Since then the Training School has evolved finally becoming the Niagara Parks School of Horticulture in 1990.
It was Canada’s first and only residential school for horticultural students. As in the earliest days the Botanic Garden still functions as a living classroom and the small number of students -currently an intake of only around 15 each year – are responsible for cultivating and maintaining 90% of the site. Perhaps unsurprisingly there is a 100% success rate in students gaining employment with students often approached with offers in their first year of training.

As you’d expect the grounds have continued to evolve. There is a large rose garden laid out in the earliest days near the old lecture hall, now containing well over 2000 specimens as well as associated companion planting and with a grand wooden pergola as a backdrop. Rather than try and describe all the other areas I’ve just added some photos…







and there is a legacy prairie garden, which considering the comparatively limited range of indigenous plants, and the time of year was surprisingly interesting.

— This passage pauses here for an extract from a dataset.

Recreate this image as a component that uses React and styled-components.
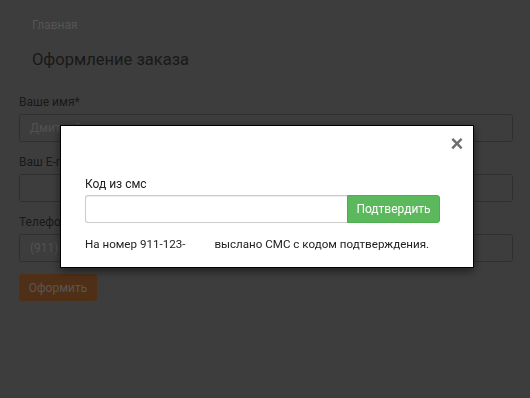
import React from "react";
import styled, { createGlobalStyle } from "styled-components";

const GlobalStyle = createGlobalStyle`
  html, body {
    margin: 0;
    padding: 0;
    background: #7b7b7b;
  }
  * {
    box-sizing: border-box;
  }
`;

const Page = styled.div`
  width: 530px;
  height: 398px;
  background: #7b7b7b;
  font-family: Roboto, "Liberation Sans", sans-serif;
  color: #333;
  overflow: hidden;
`;

const Breadcrumbs = styled.div`
  height: 38px;
  padding: 18px 32px 0;
  font-size: 12px;
  color: #a8a8a8;
`;

const Title = styled.h1`
  margin: 0;
  padding: 11px 32px 0;
  font-size: 16.5px;
  font-weight: 400;
  line-height: 22px;
  color: #333;
`;

const Form = styled.form`
  padding: 23px 17px 0 19px;
  display: flex;
  flex-direction: column;
`;

const Group = styled.div`
  display: flex;
  flex-direction: column;
  margin-bottom: 12px;
`;

const Label = styled.label`
  font-size: 12px;
  line-height: 17px;
  margin-bottom: 3px;
  color: #333;
`;

const Field = styled.div`
  height: 28px;
  border: 1px solid #5e5e5e;
  border-radius: 3px;
  padding: 0 10px;
  font-size: 12px;
  line-height: 26px;
  color: #a2a2a2;
`;

const SubmitButton = styled.button`
  align-self: flex-start;
  width: 78px;
  height: 27px;
  border: none;
  border-radius: 3px;
  background: #a05e2e;
  color: #b0aaa4;
  font-family: inherit;
  font-size: 12px;
`;

const Backdrop = styled.div`
  position: fixed;
  inset: 0;
  background: rgba(0, 0, 0, 0.5);
`;

const Modal = styled.div`
  position: fixed;
  left: 60px;
  top: 125px;
  width: 414px;
  height: 143px;
  background: #fff;
  border: 1px solid #000;
  box-shadow: 0 3px 9px rgba(0, 0, 0, 0.5);
  font-family: Roboto, "Liberation Sans", sans-serif;
  color: #222;
  padding: 0 33px 0 24px;
  display: flex;
  flex-direction: column;
`;

const ModalHeader = styled.div`
  display: flex;
  justify-content: flex-end;
  height: 50px;
  padding-top: 6px;
  margin-right: -27px;
`;

const Close = styled.button`
  border: none;
  background: none;
  padding: 0;
  width: 20px;
  height: 24px;
  font-family: "Liberation Sans", Arial, sans-serif;
  font-size: 22px;
  font-weight: 700;
  line-height: 24px;
  color: #6f6f6f;
`;

const SmsLabel = styled.label`
  font-size: 12px;
  line-height: 16px;
  margin-bottom: 3px;
`;

const InputGroup = styled.div`
  display: flex;
  height: 28px;
`;

const SmsInput = styled.input`
  flex: 1;
  height: 28px;
  border: 1px solid #ccc;
  border-right: none;
  border-radius: 3px 0 0 3px;
  box-shadow: inset 0 1px 1px rgba(0, 0, 0, 0.075);
  outline: none;
`;

const ConfirmButton = styled.button`
  width: 93px;
  height: 28px;
  border: 1px solid #4cae4c;
  border-radius: 0 3px 3px 0;
  background: #5cb85c;
  color: #fff;
  font-family: Roboto, "Liberation Sans", sans-serif;
  font-size: 12px;
  padding: 0;
`;

const Note = styled.p`
  margin: 13px 0 0;
  font-size: 11.6px;
  line-height: 16px;
  white-space: nowrap;
`;

const Hidden = styled.span`
  display: inline-block;
  width: 29px;
`;

export default function App() {
  return (
    <>
      <GlobalStyle />
      <Page>
        <Breadcrumbs>Главная</Breadcrumbs>
        <Title>Оформление заказа</Title>
        <Form>
          <Group>
            <Label>Ваше имя*</Label>
            <Field>Дмитрий</Field>
          </Group>
          <Group>
            <Label>Ваш E-mail</Label>
            <Field />
          </Group>
          <Group>
            <Label>Телефон*</Label>
            <Field>(911) 123-45-67</Field>
          </Group>
          <SubmitButton type="button">Оформить</SubmitButton>
        </Form>
      </Page>
      <Backdrop />
      <Modal>
        <ModalHeader>
          <Close type="button">×</Close>
        </ModalHeader>
        <SmsLabel>Код из смс</SmsLabel>
        <InputGroup>
          <SmsInput type="text" />
          <ConfirmButton type="button">Подтвердить</ConfirmButton>
        </InputGroup>
        <Note>
          На номер 911-123-<Hidden />выслано СМС с кодом подтверждения.
        </Note>
      </Modal>
    </>
  );
}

Last but not least there’s a floral clock on an a nearby Commission site which was installed in 1950 and which they claim is the second most photographed site locally after the Falls.
Judging by the number of people there when I saw it I’m not surprised. The clock is 12 metres across, making it one of the largest in the world, and includes over 20,000 bedding plants which are changed seasonally. The tower behind houses a recording of the Westminster Chimes which ring out very loudly every 15 minutes. The Commission claim “It’s a living celebration of horticultural excellence, showcasing the creativity, care, and green spaces of Niagara Parks,” and I’m sure if you like floral clocks that’s true!
For more on Floral Clocks more generally see these two earlier posts: Floral Clocks and Oh I do like to tick beside the seaside
If I’m honest I have been surprised and impressed by Canada’s gardens and parks and I hope to share some more of the reasons for my new found enthusiasm over the next few weeks – so be prepared!